Thursday, September 15, 2005
Burning Books
In Texas, the McAllen School Board denied a demand to ban A Prayer for Owen Meany, by John Irving from an advanced English class for seniors at McAllen High School.
- "It's full of vulgarity. It's full of profanity. It's full of very adult situations and things that we just don't need to have our children exposed to," said Mark Walker, an attorney, representing parent John Phillips.
- However, librarians and the teachers of the class said that the meaning of the book is one that deals with contemporary issues, faith and friendship and is important for the students.

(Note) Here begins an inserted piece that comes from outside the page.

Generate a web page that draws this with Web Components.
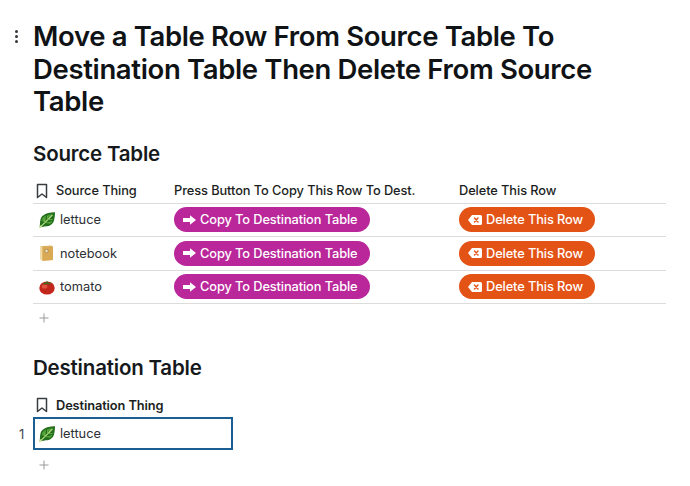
<!DOCTYPE html>
<html>
<head>
<meta charset="utf-8">
<style>
	html, body { margin: 0; background: #fff; }
	body { font-family: Inter, "Liberation Sans", sans-serif; color: #16191c; overflow: hidden; }
</style>
</head>
<body>

<coda-page>
	<doc-title>Move a Table Row From Source Table To Destination Table Then Delete From Source Table</doc-title>

	<section-title style="margin-top:22px">Source Table</section-title>
	<doc-table class="source" style="margin-top:11px">
		<table-head>
			<head-cell name>Source Thing</head-cell>
			<head-cell>Press Button To Copy This Row To Dest.</head-cell>
			<head-cell>Delete This Row</head-cell>
		</table-head>
		<table-row><thing-cell icon="lettuce">lettuce</thing-cell><action-button kind="copy">Copy To Destination Table</action-button><action-button kind="delete">Delete This Row</action-button></table-row>
		<table-row><thing-cell icon="notebook">notebook</thing-cell><action-button kind="copy">Copy To Destination Table</action-button><action-button kind="delete">Delete This Row</action-button></table-row>
		<table-row><thing-cell icon="tomato">tomato</thing-cell><action-button kind="copy">Copy To Destination Table</action-button><action-button kind="delete">Delete This Row</action-button></table-row>
		<add-row></add-row>
	</doc-table>

	<section-title style="margin-top:19px">Destination Table</section-title>
	<doc-table style="margin-top:11px">
		<table-head plain><head-cell name bold>Destination Thing</head-cell></table-head>
		<selected-row number="1"><thing-cell icon="lettuce">lettuce</thing-cell></selected-row>
		<add-row style="padding-top:10px"></add-row>
	</doc-table>
</coda-page>

<script>
const ICONS = {
	lettuce: `<svg viewBox="0 0 16 16" width="16" height="16">
		<path d="M.5 15.500 C1 13.500 .8 12 1.200 9 C1.600 6 3 3.500 5 3 C6 1.500 8 1.500 9.500 1 C11.500 .4 14 .2 16 .3 C16 3 15.800 5 15.300 7 C15 9.500 14 11.500 12.300 12.500 C10.500 14 8.500 14.300 7 14.300 C5 14.800 3 14.800 2 15.300 Z" fill="#236f1c"/>
		<path d="M2.500 9 C3 6 5 4 7 3.500 L6.500 10.500 Z M8 3.200 L13 2 L10.500 7.500 Z M8 11 L13.500 8.500 L12 11.500 Z" fill="#4c9a35"/>
		<path d="M.8 15.300 C4 12.500 8.500 8 13.500 2.800" fill="none" stroke="#b5dd80" stroke-width="1.200"/>
		<path d="M5.500 10.500 L5 6 M8.500 7.500 L8.500 4 M5.500 10.500 L11 11 M8.500 7.500 L13.500 7.500" fill="none" stroke="#7dbb55" stroke-width=".7"/>
		<path d="M.3 15.800 L2.300 13.800" stroke="#d0e6a0" stroke-width="1.400"/>
	</svg>`,
	notebook: `<svg viewBox="0 0 16 16" width="16" height="16">
		<path d="M1.500 1.200 L12.500 .5 L14 1.800 L14 15 L3.500 15.800 L1.500 14.300 Z" fill="#dcb063"/>
		<path d="M1.500 1.200 L3.500 2.300 L3.500 15.800 L1.500 14.300 Z" fill="#f1dca6"/>
		<path d="M3.500 2.300 L14 1.800 L14 15 L3.500 15.800 Z" fill="#d9a954"/>
		<circle cx="7.500" cy="6" r="1.700" fill="#f3e6c4" stroke="#8e7140" stroke-width=".6"/>
	</svg>`,
	tomato: `<svg viewBox="0 0 16 16" width="16" height="16">
		<ellipse cx="8" cy="9" rx="7.700" ry="6.600" fill="#c3261b"/>
		<ellipse cx="5.500" cy="7.500" rx="2.800" ry="2" fill="#ea6a4f" opacity=".7"/>
		<path d="M3.500 4 L6.500 3.800 L8 2 L9.500 3.800 L12.500 3.600 L10.500 5.500 L8 5 L5.500 5.500 Z" fill="#3f6a20"/>
	</svg>`
};

// Small helper: each element is a template string and a shadow root
function define(name, html, render) {
	customElements.define(name, class extends HTMLElement {
		connectedCallback() {
			if (this.shadowRoot) return;
			this.attachShadow({ mode: 'open' });
			this.shadowRoot.innerHTML = render ? render(this) : html;
		}
	});
}

const BOOKMARK = `<svg viewBox="0 0 14 16" width="14" height="16" fill="none" stroke="#3a3d40" stroke-width="1.500" stroke-linejoin="round"><path d="M2.500 1.500 H11.500 V14.500 L7 11 L2.500 14.500 Z"/></svg>`;

define('coda-page', `<style>
	:host { display: block; padding: 20px 24px 0 33px; position: relative; }
	.menu { position: absolute; left: 15px; top: 29.500px; width: 3px; display: flex; flex-direction: column; gap: 2px; }
	.menu i { width: 3px; height: 3px; border-radius: 50%; background: #33373b; }
</style><div class="menu"><i></i><i></i><i></i></div><slot></slot>`);

define('doc-title', `<style>
	:host { display: block; font-size: 27.500px; line-height: 32.500px; font-weight: 600; letter-spacing: -.35px; color: #101316; width: 620px; }
</style><slot></slot>`);

define('section-title', `<style>
	:host { display: block; font-size: 20.500px; line-height: 28px; font-weight: 600; letter-spacing: -.2px; color: #16191c; }
</style><slot></slot>`);

define('doc-table', `<style>:host { display: block; width: 633px; }</style><slot></slot>`);

define('table-head', null, el => `<style>
	:host { display: grid; grid-template-columns: 141px 285px 1fr; align-items: center; height: 25px; box-sizing: border-box; ${el.hasAttribute('plain') ? 'height: 24px;' : 'border-bottom: 1px solid #dcdcdc;'} }
</style><slot></slot>`);

define('head-cell', null, el => `<style>
	:host { display: flex; align-items: center; gap: 7px; font-size: 12.800px; font-weight: 500; letter-spacing: -.08px; color: #1b1e21; white-space: nowrap; ${el.hasAttribute('name') ? 'padding-left: 2px;' : ''} ${el.hasAttribute('bold') ? 'font-weight: 600; letter-spacing: -.1px;' : ''} }
	svg { flex: none; }
</style>${el.hasAttribute('name') ? BOOKMARK : ''}<slot></slot>`);

define('table-row', `<style>
	:host { display: grid; grid-template-columns: 141px 285px 1fr; align-items: center; height: 33.500px; box-sizing: border-box; border-bottom: 1px solid #dcdcdc; }
</style><slot></slot>`);

define('thing-cell', null, el => `<style>
	:host { display: flex; align-items: center; gap: 5px; padding-left: 6px; font-size: 12.800px; color: #2c3034; white-space: nowrap; }
	svg { display: block; flex: none; }
</style>${ICONS[el.getAttribute('icon')]}<slot></slot>`);

define('action-button', null, el => {
	const copy = el.getAttribute('kind') === 'copy';
	const icon = copy
		? `<svg viewBox="0 0 13 10" width="13" height="10"><path d="M0 3 H7 V.3 L13 5 L7 9.700 V7 H0 Z" fill="#fff"/></svg>`
		: `<svg viewBox="0 0 14 10" width="14" height="10"><path d="M4 0 H12.500 A1.500 1.500 0 0 1 14 1.500 V8.500 A1.500 1.500 0 0 1 12.500 10 H4 L0 5 Z" fill="#fff"/><path d="M6.500 3 L10 7 M10 3 L6.500 7" stroke="#e35316" stroke-width="1.400" stroke-linecap="round"/></svg>`;
	return `<style>
		:host { display: inline-flex; justify-self: start; align-items: center; gap: 4px; height: 25px; box-sizing: border-box; padding: 0 12px 0 9px; border-radius: 13px; background: ${copy ? '#b9279a' : '#e35316'}; color: #fff; font-size: 12.800px; font-weight: 500; letter-spacing: -.1px; white-space: nowrap; }
		svg { flex: none; display: block; }
	</style>${icon}<slot></slot>`;
});

define('add-row', `<style>
	:host { display: block; height: 31px; padding: 9px 0 0 5.500px; box-sizing: border-box; }
	svg { display: block; }
</style><svg viewBox="0 0 10 10" width="10" height="10"><path d="M5 .5 V9.500 M.5 5 H9.500" stroke="#9a9a9a" stroke-width="1"/></svg>`);

define('selected-row', null, el => `<style>
	:host { display: flex; align-items: center; position: relative; width: 200px; height: 33px; box-sizing: border-box; border: 2px solid #1b5e93; }
	.num { position: absolute; left: -16px; top: 0; bottom: 0; display: flex; align-items: center; font-size: 13px; color: #44484c; }
	::slotted(thing-cell) { padding-left: 4px; }
</style><span class="num">${el.getAttribute('number')}</span><slot></slot>`);
</script>
</body>
</html>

Reported by Romeo Cantu of KGBT TV4.
In Florida, Vikki Reed, a mother upset over what she calls "pornography" is attempting to block Volusia County's gifted high-school students from reading Cracking India: A Novel by Bapsi Sidhwaa, novel about India's violent partition in 1947, in DeLand High School's 11th-grade International Baccalaureate English class.
- "I think that anything this sexually explicit should not be mandatory and should not be handed out to our kids," Reed says.
- District officials have declined her request to halt the classroom instruction, because other books were available for her daughter to read, they said.
From a report by Erika Hobbs an Orlando Sentinel staff writer.
In Fayetteville [Arkansas] School Board members listened to the pleas from those who want 58 books, labeled as "pornographic" and "promoting homosexuality," removed from student access.
- "It's not OK for my kids to access to this stuff," she said, calling material contained in the books "pornographic and vile," said Laurie Taylor, a mother of 13- and 12-year-old daughters who launched the book challenges.
- Erin Brothers, a senior, urged the school board "to deny the challenge to the books and keep them available." Brothers presented board members a petition signed by 300 high school students asking the board to "affirm their right to read," to put two students on all book review committees and to support district librarians.
- Teacher John Remmers received a standing ovation for passionate remarks about gay students at Fayetteville High School who feel isolated and are ridiculed and may turn to suicide to relieve their suffering. Remmers, whose voice cracked several times in his prepared remarks, is the faculty adviser for the Gay Straight Alliance.
From a report by By Rose Ann Pearce in The Morning News.
As Mark Twain wrote, "Nature knows no indecencies; man invents them."